Jedlicka's auto articles have been printed in national magazines, including Esquire and Harper's. His auto columns have been reprinted in U.S. government publications and economic textbooks and he is profiled in the "World's Greatest Auto Show" history book about the Chicago Auto Show. In late 1975, Jedlicka was host and technical advisor for three one-hour television specials, "Auto Test 76," which aired nationally on PBS and were the first nationally televised auto road test shows.

In 1995, Jedlicka was the recipient of the Better Business Bureau of Chicago and Northern Illinois Inc.'s Consumer Education Award, given annually to a person who has gained distinction in the field of consumer education. He received a Lifetime Achievement Award in the Media category and inducted into the Legends of Motorsports Guild at the Carquest World of wheels custom car show in Chicago in January, 2006.
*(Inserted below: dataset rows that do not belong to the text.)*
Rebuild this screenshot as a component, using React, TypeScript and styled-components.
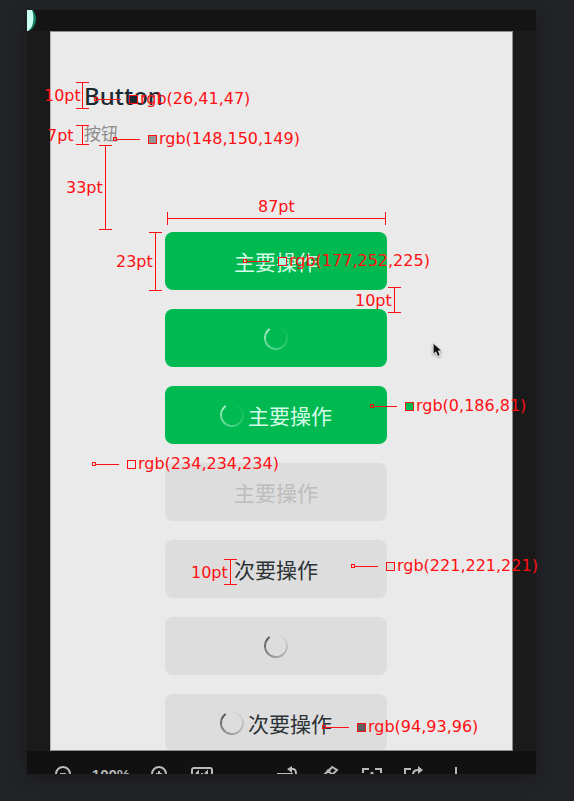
import React from "react";
import styled, { createGlobalStyle } from "styled-components";

const GlobalStyle = createGlobalStyle`
  * { box-sizing: border-box; }
  html, body { margin: 0; background: #222327; }
  body { font-family: "Noto Sans", "Noto Sans CJK SC", sans-serif; }
  button { font: inherit; border: 0; margin: 0; padding: 0; background: none; color: inherit; }
`;

const RED = "#ff0f12";

const Page = styled.main`
  display: flex;
  height: 100vh;
  padding: 10px 38px 27px 27px;
`;

const Frame = styled.section`
  position: relative;
  flex: 1;
  min-width: 0;
  display: flex;
  flex-direction: column;
  background: #1a1a1a;
  box-shadow: 0 4px 16px rgba(0, 0, 0, 0.25);
`;

const TopBar = styled.header`
  flex: none;
  height: 21px;
  background: #141414;
`;

const Avatar = styled.svg`
  display: block;
  width: 9px;
  height: 21px;
`;

const Screen = styled.div`
  flex: 1;
  min-height: 0;
  overflow: hidden;
  margin: 0 23px;
  padding: 49px 33px 0;
  background: #eaeaea;
  border: 1px solid #8c8c8c;
  border-left-color: #b4b4b4;
`;

const Title = styled.h1`
  margin: 0;
  font-size: 24px;
  line-height: 30px;
  font-weight: 500;
  color: rgb(26, 41, 47);
`;

const Subtitle = styled.p`
  margin: 10px 0 0;
  font-family: "Noto Sans CJK SC", sans-serif;
  font-size: 17px;
  line-height: 24px;
  color: #8a8c8b;
`;

const ButtonList = styled.div`
  display: flex;
  flex-direction: column;
  gap: 19px;
  margin: 87px 0 0 81px;
`;

type Tone = "primary" | "disabled" | "secondary";

const tones: Record<Tone, { bg: string; fg: string }> = {
  primary: { bg: "rgb(0, 186, 81)", fg: "#d4fbe8" },
  disabled: { bg: "rgb(221, 221, 221)", fg: "#bcbcbc" },
  secondary: { bg: "rgb(221, 221, 221)", fg: "#2b3134" },
};

const ActionButton = styled.button<{ $tone: Tone }>`
  display: flex;
  flex: none;
  align-items: center;
  justify-content: center;
  gap: 4px;
  width: 222px;
  height: 58px;
  border-radius: 8px;
  background: ${(p) => tones[p.$tone].bg};
  color: ${(p) => tones[p.$tone].fg};
  font-family: "Noto Sans CJK SC", sans-serif;
  font-size: 21px;
  line-height: 28px;
`;

const SpinnerSvg = styled.svg`
  display: block;
  width: 24px;
  height: 24px;
`;

const SEGMENTS = 24;

function Spinner() {
  const point = (deg: number) => {
    const a = (deg * Math.PI) / 180;
    return `${(12 + 11 * Math.sin(a)).toFixed(2)} ${(12 - 11 * Math.cos(a)).toFixed(2)}`;
  };
  const step = 330 / SEGMENTS;
  return (
    <SpinnerSvg viewBox="0 0 24 24" fill="none" stroke="currentColor" strokeWidth="2" aria-hidden="true">
      {Array.from({ length: SEGMENTS }, (_, i) => (
        <path
          key={i}
          d={`M${point(325 - i * step)} A11 11 0 0 0 ${point(325 - (i + 1) * step)}`}
          opacity={0.8 * Math.pow(1 - i / SEGMENTS, 1.5)}
        />
      ))}
    </SpinnerSvg>
  );
}

const ToolBar = styled.footer`
  display: flex;
  flex: none;
  gap: 12px;
  height: 23px;
  padding: 15px 0 0 24px;
  overflow: hidden;
  background: #111111;
  color: #b9b9b9;
`;

const ToolGroup = styled.div<{ $right?: boolean }>`
  display: flex;
  gap: ${(p) => (p.$right ? 18 : 12)}px;
  margin-left: ${(p) => (p.$right ? 43 : 0)}px;
`;

const ToolButton = styled.button<{ $wide?: boolean }>`
  display: flex;
  justify-content: center;
  width: ${(p) => (p.$wide ? 38 : 24)}px;
  height: 24px;
`;

const ToolIcon = styled.svg`
  display: block;
  width: 24px;
  height: 24px;
  fill: none;
  stroke: currentColor;
  stroke-width: 2;
`;

const ZoomLevel = styled.span`
  width: 48px;
  padding-top: 1px;
  text-align: center;
  font: bold 15px/16px "Liberation Sans", sans-serif;
`;

function Tool({ label, wide, children }: { label: string; wide?: boolean; children: React.ReactNode }) {
  return (
    <ToolButton type="button" aria-label={label} $wide={wide}>
      <ToolIcon viewBox="0 0 24 24">{children}</ToolIcon>
    </ToolButton>
  );
}

/* Notes laid freely over the mock-up, in frame coordinates */
const Canvas = styled.div`
  position: absolute;
  inset: 0;
  pointer-events: none;
  color: ${RED};
  font-family: "DejaVu Sans", sans-serif;
  font-size: 16px;
  line-height: 18px;
  white-space: nowrap;
`;

const ColourNote = styled.div<{ $x: number; $y: number }>`
  position: absolute;
  left: ${(p) => p.$x}px;
  top: ${(p) => p.$y}px;
  display: flex;
  align-items: center;
`;

const Dot = styled.i`
  width: 4px;
  height: 4px;
  border: 1px solid ${RED};
`;

const Leader = styled.i`
  width: 23px;
  height: 1px;
  background: ${RED};
`;

const Swatch = styled.i<{ $colour: string }>`
  width: 9px;
  height: 9px;
  margin: 0 2px 0 8px;
  border: 1px solid ${RED};
  background: ${(p) => p.$colour};
`;

const Measure = styled.div<{ $x: number; $y: number; $length: number; $row?: boolean }>`
  position: absolute;
  left: ${(p) => p.$x}px;
  top: ${(p) => p.$y}px;
  width: ${(p) => (p.$row ? p.$length : 13)}px;
  height: ${(p) => (p.$row ? 13 : p.$length)}px;
  border: 0 solid ${RED};
  border-width: ${(p) => (p.$row ? "0 1px" : "1px 0")};
  background: linear-gradient(${RED}, ${RED}) center / ${(p) => (p.$row ? "100% 1px" : "1px 100%")} no-repeat;
`;

const MeasureLabel = styled.span<{ $x: number; $y: number }>`
  position: absolute;
  left: ${(p) => p.$x}px;
  top: ${(p) => p.$y}px;
`;

const Cursor = styled.svg`
  position: absolute;
  left: 405px;
  top: 332px;
  width: 12px;
  height: 17px;
  filter: drop-shadow(0 1px 1px rgba(0, 0, 0, 0.35));
`;

const buttons: { tone: Tone; label?: string; loading?: boolean }[] = [
  { tone: "primary", label: "主要操作" },
  { tone: "primary", loading: true },
  { tone: "primary", label: "主要操作", loading: true },
  { tone: "disabled", label: "主要操作" },
  { tone: "secondary", label: "次要操作" },
  { tone: "secondary", loading: true },
  { tone: "secondary", label: "次要操作", loading: true },
];

const colours = [
  { x: 67, y: 80, value: "26,41,47" },
  { x: 86, y: 120, value: "148,150,149" },
  { x: 216, y: 242, value: "177,252,225" },
  { x: 343, y: 387, value: "0,186,81" },
  { x: 65, y: 445, value: "234,234,234" },
  { x: 324, y: 547, value: "221,221,221" },
  { x: 295, y: 708, value: "94,93,96" },
];

const measures = [
  { x: 49, y: 72, length: 27, label: "10pt", lx: 17, ly: 77 },
  { x: 49, y: 115, length: 20, label: "7pt", lx: 20, ly: 117 },
  { x: 72, y: 135, length: 85, label: "33pt", lx: 39, ly: 169 },
  { x: 140, y: 202, length: 219, label: "87pt", lx: 231, ly: 188, row: true },
  { x: 122, y: 222, length: 59, label: "23pt", lx: 89, ly: 243 },
  { x: 361, y: 277, length: 26, label: "10pt", lx: 328, ly: 282 },
  { x: 197, y: 549, length: 26, label: "10pt", lx: 164, ly: 554 },
];

export default function App() {
  return (
    <>
      <GlobalStyle />
      <Page>
        <Frame>
          <TopBar>
            <Avatar viewBox="0 0 9 21" aria-hidden="true">
              <path d="M0 0H6C8 3 9 6 9 9C9 14 6 19 2 21H0Z" fill="#147d62" />
              <path d="M0 0H5C7 5 7 13 4 18L1 21H0Z" fill="#c9fff2" />
            </Avatar>
          </TopBar>
          <Screen>
            <Title>Button</Title>
            <Subtitle>按钮</Subtitle>
            <ButtonList>
              {buttons.map((b, i) => (
                <ActionButton
                  key={i}
                  type="button"
                  $tone={b.tone}
                  disabled={b.tone === "disabled"}
                  aria-busy={b.loading}
                  aria-label={b.label ? undefined : "加载中"}
                >
                  {b.loading && <Spinner />}
                  {b.label}
                </ActionButton>
              ))}
            </ButtonList>
          </Screen>
          <ToolBar>
            <ToolGroup>
              <Tool label="Zoom out">
                <circle cx="12" cy="8" r="7" />
                <path d="M9 8H15" />
              </Tool>
              <ZoomLevel>100%</ZoomLevel>
              <Tool label="Zoom in">
                <circle cx="12" cy="8" r="7" />
                <path d="M9 8H15M12 5V11" />
              </Tool>
              <Tool label="Actual size" wide>
                <rect x="2" y="2" width="20" height="16" rx="2" />
                <path d="M6 8L8 6V14M15 8L17 6V14M12 7V8" />
              </Tool>
            </ToolGroup>
            <ToolGroup $right>
              <Tool label="Rotate">
                <path d="M2 8H16V20H2Z" />
                <path d="M14 3H17Q20 3 20 8" />
                <path d="M16 0L11 3L16 7Z" fill="currentColor" stroke="none" />
              </Tool>
              <Tool label="Edit">
                <path d="M6 9L12 3M9 4L15 9M11 5L14 1L19 4L14 9" />
              </Tool>
              <Tool label="Recognise text">
                <path d="M3 7V3H9M15 3H21V7M12 6L9 14M12 6L15 14" />
              </Tool>
              <Tool label="Share">
                <path d="M3 18V3H9M11 9Q11 4 16 4H18" />
                <path d="M16 0L21 4L16 8Z" fill="currentColor" stroke="none" />
              </Tool>
              <Tool label="Download">
                <path d="M12 1V16M6 11L12 17L18 11" />
              </Tool>
            </ToolGroup>
          </ToolBar>
          <Canvas>
            {measures.map((m, i) => (
              <React.Fragment key={i}>
                <Measure $x={m.x} $y={m.y} $length={m.length} $row={m.row} />
                <MeasureLabel $x={m.lx} $y={m.ly}>{m.label}</MeasureLabel>
              </React.Fragment>
            ))}
            {colours.map((c) => (
              <ColourNote key={c.value} $x={c.x} $y={c.y}>
                <Dot />
                <Leader />
                <Swatch $colour={`rgb(${c.value})`} />
                rgb({c.value})
              </ColourNote>
            ))}
            <Cursor viewBox="0 0 13 19" aria-hidden="true">
              <path d="M1 1V14L4 11L6 16L9 15L7 10H11Z" fill="#111" stroke="#f4f4f4" strokeWidth="1" />
            </Cursor>
          </Canvas>
        </Frame>
      </Page>
    </>
  );
}
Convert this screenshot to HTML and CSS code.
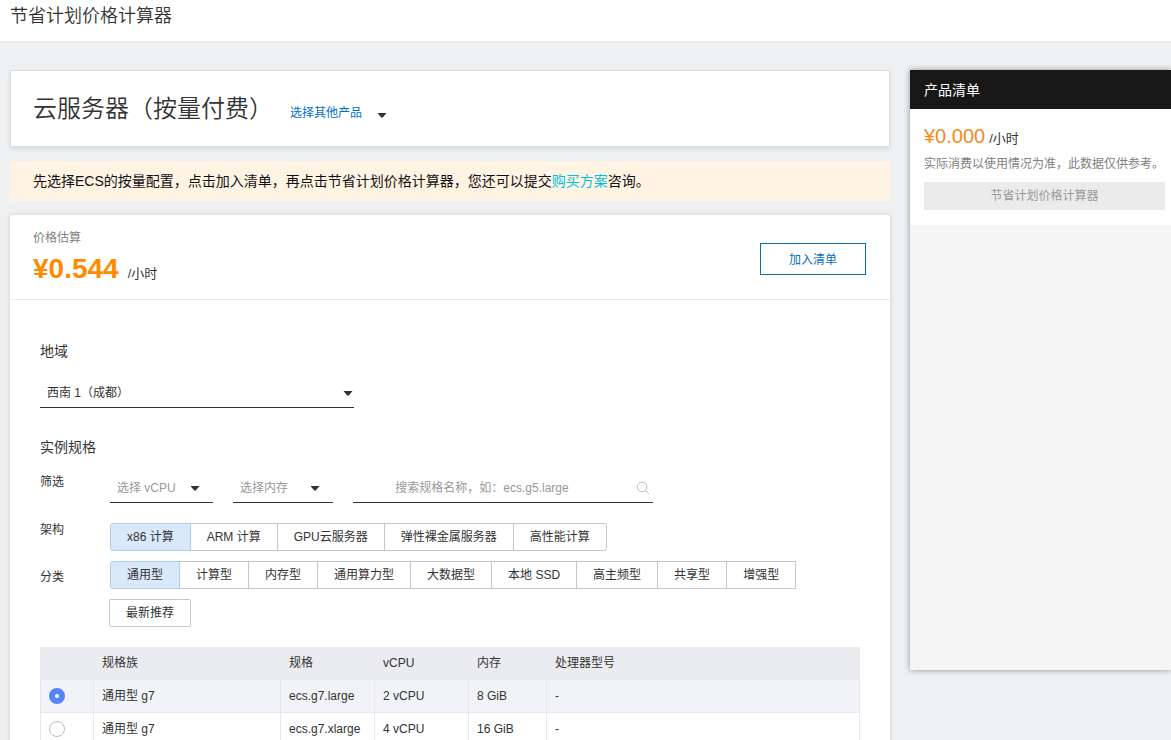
FILE: index.html
```html
<!DOCTYPE html>
<html lang="zh-CN">
<head>
<meta charset="utf-8">
<title>节省计划价格计算器</title>
<link rel="stylesheet" href="styles.css">
</head>
<body>
<div class="page">
  <header class="topbar"><h1 class="topbar-title">节省计划价格计算器</h1></header>
  <div class="layout">
    <main class="content">
      <section class="product">
        <h2 class="product-name">云服务器（按量付费）</h2>
        <button class="product-switch" type="button">选择其他产品<svg class="caret" viewBox="0 0 10 5" aria-hidden="true"><path d="M.5 0h9L6 4.300Q5 5.200 4 4.300z"/></svg></button>
      </section>
      <p class="notice">先选择ECS的按量配置，点击加入清单，再点击节省计划价格计算器，您还可以提交<a class="notice-link" href="#plan">购买方案</a>咨询。</p>
      <section class="config">
        <div class="estimate">
          <div>
            <div class="estimate-label">价格估算</div>
            <div class="estimate-price"><strong class="estimate-value">¥0.544</strong><span class="unit">/小时</span></div>
          </div>
          <button class="add-button" type="button">加入清单</button>
        </div>
        <div class="form">
          <label class="form-title" for="region">地域</label>
          <div class="select-box region-box">
            <select class="select" id="region"><option>西南 1（成都）</option></select>
            <svg class="caret" viewBox="0 0 10 5" aria-hidden="true"><path d="M.5 0h9L6 4.300Q5 5.200 4 4.300z"/></svg>
          </div>
          <h3 class="form-title spec-title">实例规格</h3>
          <div class="row filter-row">
            <span class="row-label">筛选</span>
            <div class="filters">
              <div class="select-box cpu-box">
                <select class="select select-empty" aria-label="选择 vCPU"><option>选择 vCPU</option></select>
                <svg class="caret" viewBox="0 0 10 5" aria-hidden="true"><path d="M.5 0h9L6 4.300Q5 5.200 4 4.300z"/></svg>
              </div>
              <div class="select-box memory-box">
                <select class="select select-empty" aria-label="选择内存"><option>选择内存</option></select>
                <svg class="caret" viewBox="0 0 10 5" aria-hidden="true"><path d="M.5 0h9L6 4.300Q5 5.200 4 4.300z"/></svg>
              </div>
              <div class="search-box">
                <input class="search" type="text" aria-label="搜索规格名称" placeholder="搜索规格名称，如：ecs.g5.large">
                <svg class="search-icon" viewBox="0 0 14 14" aria-hidden="true"><circle cx="6" cy="6" r="4.800"/><path d="M9.500 9.500L13 13"/></svg>
              </div>
            </div>
          </div>
          <div class="row arch-row">
            <span class="row-label">架构</span>
            <div class="segments">
              <button class="segment active" type="button">x86 计算</button>
              <button class="segment" type="button">ARM 计算</button>
              <button class="segment" type="button">GPU云服务器</button>
              <button class="segment" type="button">弹性裸金属服务器</button>
              <button class="segment" type="button">高性能计算</button>
            </div>
          </div>
          <div class="row type-row">
            <span class="row-label">分类</span>
            <div class="segments">
              <button class="segment active" type="button">通用型</button>
              <button class="segment" type="button">计算型</button>
              <button class="segment" type="button">内存型</button>
              <button class="segment" type="button">通用算力型</button>
              <button class="segment" type="button">大数据型</button>
              <button class="segment" type="button">本地 SSD</button>
              <button class="segment" type="button">高主频型</button>
              <button class="segment" type="button">共享型</button>
              <button class="segment" type="button">增强型</button>
              <button class="segment" type="button">最新推荐</button>
            </div>
          </div>
          <table class="specs">
            <colgroup><col class="col-pick"><col class="col-family"><col class="col-spec"><col class="col-cpu"><col class="col-memory"><col></colgroup>
            <thead>
              <tr><th></th><th>规格族</th><th>规格</th><th>vCPU</th><th>内存</th><th>处理器型号</th></tr>
            </thead>
            <tbody>
              <tr class="selected"><td><input class="radio" type="radio" name="spec" aria-label="ecs.g7.large" checked></td><td>通用型 g7</td><td>ecs.g7.large</td><td>2 vCPU</td><td>8 GiB</td><td>-</td></tr>
              <tr><td><input class="radio" type="radio" name="spec" aria-label="ecs.g7.xlarge"></td><td>通用型 g7</td><td>ecs.g7.xlarge</td><td>4 vCPU</td><td>16 GiB</td><td>-</td></tr>
            </tbody>
          </table>
        </div>
      </section>
    </main>
    <aside class="cart">
      <h2 class="cart-title">产品清单</h2>
      <div class="cart-summary">
        <div class="cart-price"><span class="cart-value">¥0.000</span><span class="unit">/小时</span></div>
        <p class="cart-note">实际消费以使用情况为准，此数据仅供参考。</p>
        <button class="cart-button" type="button" disabled>节省计划价格计算器</button>
      </div>
    </aside>
  </div>
</div>
</body>
</html>
```
FILE: styles.css
```css
* {
  box-sizing: border-box;
}

body {
  margin: 0;
  background: #eff0f2;
  color: #333;
  font-family: "Liberation Sans", "Noto Sans CJK SC", sans-serif;
  font-size: 12px;
  line-height: 20px;
}

h1, h2, h3, p {
  margin: 0;
  font-weight: 400;
}

button, input, select {
  margin: 0;
  color: inherit;
  font: inherit;
}

.page {
  height: 100vh;
  overflow: hidden;
}

.topbar {
  padding: 4px 10px 13px;
  background: #fff;
  border-bottom: 1px solid #e8eaec;
}

.topbar-title {
  font-size: 18px;
  font-weight: 350;
  line-height: 24px;
}

.layout {
  display: flex;
  align-items: flex-start;
  gap: 20px;
  padding: 28px 0 0 10px;
}

.content {
  flex: 1;
  min-width: 0;
}

.product {
  display: flex;
  align-items: center;
  gap: 17px;
  padding: 18px 22px 17px;
  background: #fff;
  border: 1px solid #dcdfe2;
  box-shadow: 0 2px 4px rgba(0, 0, 0, 0.1);
}

.product-name {
  font-size: 24px;
  font-weight: 350;
  line-height: 40px;
}

.product-switch {
  display: flex;
  align-items: center;
  gap: 15px;
  padding: 8px 0 0;
  background: none;
  border: 0;
  color: #0070cc;
}

.caret {
  width: 10px;
  height: 5px;
  fill: #333;
}

.product-switch .caret {
  margin-top: 4px;
}

.notice {
  margin: 14px 0;
  padding: 10px 23px;
  background: #fff3e4;
  color: #111;
  font-size: 14px;
}

.notice-link {
  color: #00c1de;
  text-decoration: none;
}

.config {
  background: #fff;
  border-radius: 2px;
  box-shadow: 0 0 5px rgba(0, 0, 0, 0.15);
}

.estimate {
  display: flex;
  align-items: center;
  justify-content: space-between;
  padding: 13px 24px 9px 23px;
  border-bottom: 1px solid #e9eaec;
}

.estimate-label {
  color: #808080;
}

.estimate-price {
  display: flex;
  align-items: baseline;
  gap: 9px;
  line-height: 42px;
}

.estimate-value {
  color: #ff8a00;
  font-size: 28px;
}

.unit {
  font-size: 13px;
  line-height: 20px;
}

.add-button {
  width: 106px;
  height: 32px;
  padding: 2px 0 0;
  background: #fff;
  border: 1px solid #0a6ebd;
  color: #0a6ebd;
}

.form {
  padding: 40px 30px 0;
}

.form-title {
  display: block;
  font-size: 14px;
  line-height: 22px;
}

.select-box, .search-box {
  position: relative;
  border-bottom: 1px solid #333;
}

.select, .search {
  display: block;
  width: 100%;
  height: 28px;
  padding: 0 28px 0 7px;
  appearance: none;
  background: none;
  border: 0;
  border-radius: 0;
  outline: 0;
}

.select-empty {
  color: #999;
}

.select-box .caret {
  position: absolute;
  top: 12px;
  right: 1px;
  pointer-events: none;
}

.region-box {
  width: 314px;
  margin: 17px 0 28px;
}

.row {
  display: flex;
}

.row-label {
  flex: 0 0 70px;
}

.filter-row {
  margin-top: 14px;
}

.filters {
  display: flex;
  gap: 20px;
  padding-top: 2px;
}

.cpu-box {
  width: 103px;
}

.memory-box {
  width: 100px;
}

.filters .caret {
  right: 13px;
}

.search-box {
  width: 300px;
}

.search {
  padding: 0 42px 0 0;
  text-align: center;
}

.search::placeholder {
  color: #999;
  opacity: 1;
}

.search-icon {
  position: absolute;
  top: 7px;
  right: 3px;
  width: 14px;
  height: 14px;
  fill: none;
  stroke: #bdbdbd;
}

.arch-row {
  margin-top: 20px;
}

.arch-row .row-label {
  line-height: 14px;
}

.type-row {
  margin-top: 10px;
}

.type-row .row-label {
  padding-top: 6px;
}

.segments {
  display: flex;
  flex-wrap: wrap;
  row-gap: 10px;
}

.segment {
  height: 28px;
  margin-left: -1px;
  padding: 0 16px;
  background: #fff;
  border: 1px solid #c4c6c9;
}

.segment:first-child {
  margin-left: 0;
  border-radius: 3px 0 0 3px;
}

.segment:last-child {
  border-radius: 0 3px 3px 0;
}

.type-row .segment:last-child {
  border-radius: 2px;
}

.segment.active {
  position: relative;
  background: #d9e9f9;
  border-color: #afd0ec;
}

.specs {
  width: 100%;
  margin-top: 20px;
  table-layout: fixed;
  border-collapse: separate;
  border-spacing: 0;
}

.col-pick {
  width: 54px;
}

.col-family {
  width: 187px;
}

.col-spec, .col-cpu {
  width: 94px;
}

.col-memory {
  width: 78px;
}

.specs th, .specs td {
  height: 33px;
  padding: 0 8px;
  border-right: 1px solid #e8e9ed;
  border-bottom: 1px solid #e8e9ed;
  font-weight: 400;
  text-align: left;
}

.specs th {
  background: #ebecef;
  border-color: #ebecef;
}

.specs td:first-child {
  border-left: 1px solid #e8e9ed;
}

.selected {
  background: #f1f3f7;
}

.radio {
  display: block;
  width: 16px;
  height: 16px;
  appearance: none;
  background: #fff;
  border: 1px solid #bcbec2;
  border-radius: 50%;
}

.radio:checked {
  border: 6px solid #5584ff;
}

.cart {
  flex: 0 0 261px;
  min-height: 600px;
  background: #f5f5f5;
  box-shadow: 0 0 6px rgba(0, 0, 0, 0.4);
}

.cart-title {
  padding: 10px 14px 9px;
  background: #181818;
  color: #fff;
  font-size: 14px;
}

.cart-summary {
  padding: 11px 6px 15px 14px;
  background: #fff;
}

.cart-price {
  display: flex;
  align-items: baseline;
  gap: 4px;
  line-height: 32px;
}

.cart-value {
  color: #f58a1f;
  font-size: 20px;
}

.cart-note {
  margin: 2px 0 8px;
  color: #808080;
  white-space: nowrap;
}

.cart-button {
  width: 100%;
  height: 28px;
  background: #ebebeb;
  border: 0;
  color: #999;
}
```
Jedlicka was a member of the North American Car and Truck of the Year jury, composed of a select number of auto journalists from throughout the country, from 1995 until 2009. From 2010 to 2012, he was a member of Consumer Digest magazine's auto experts panel that gave Best Buy new vehicle recommendations.

He is a 1987 graduate of the Bob Bondurant Race Drivers School and later of the BMW "M" and Skip Barber Advanced Driving schools. He was a member of the U.S. team that participated in the 1987 1,000-mile Mille Miglia race/rally in Italy and has been a race winner at the Chicago area's Santa Fe Speedway.

Jedlicka has owned 25 classic cars, including 1950s and 1960s Ferraris and 1950s and 1960s Porsches, a 1965 Corvette, a 1967 Maserati and a 1957 Studebaker supercharged Golden Hawk. Jedlicka resides with his wife, Suzanne, in the Frank Lloyd Wright historic district of Oak Park. They have two children, James and Michele.